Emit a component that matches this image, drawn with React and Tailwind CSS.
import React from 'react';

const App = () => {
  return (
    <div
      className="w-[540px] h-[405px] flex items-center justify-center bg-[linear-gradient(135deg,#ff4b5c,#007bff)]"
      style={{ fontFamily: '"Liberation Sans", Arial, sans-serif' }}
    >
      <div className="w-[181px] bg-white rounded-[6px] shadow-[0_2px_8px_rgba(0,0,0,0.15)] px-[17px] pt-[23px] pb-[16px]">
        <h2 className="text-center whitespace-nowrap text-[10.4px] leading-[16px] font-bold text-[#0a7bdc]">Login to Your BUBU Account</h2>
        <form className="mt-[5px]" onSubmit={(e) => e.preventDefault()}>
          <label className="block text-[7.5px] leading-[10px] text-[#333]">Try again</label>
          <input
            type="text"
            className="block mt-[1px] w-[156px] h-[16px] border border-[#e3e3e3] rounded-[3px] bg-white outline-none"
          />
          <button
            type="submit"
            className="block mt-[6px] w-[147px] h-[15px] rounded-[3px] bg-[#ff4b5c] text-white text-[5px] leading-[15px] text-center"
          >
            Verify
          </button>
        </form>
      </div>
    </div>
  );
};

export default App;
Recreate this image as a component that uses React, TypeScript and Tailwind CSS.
**********
Show every line where the string "image" appears.

Emit a component that matches this image, drawn with React and Tailwind CSS.
Recreate this image as a component that uses React, TypeScript and Tailwind CSS.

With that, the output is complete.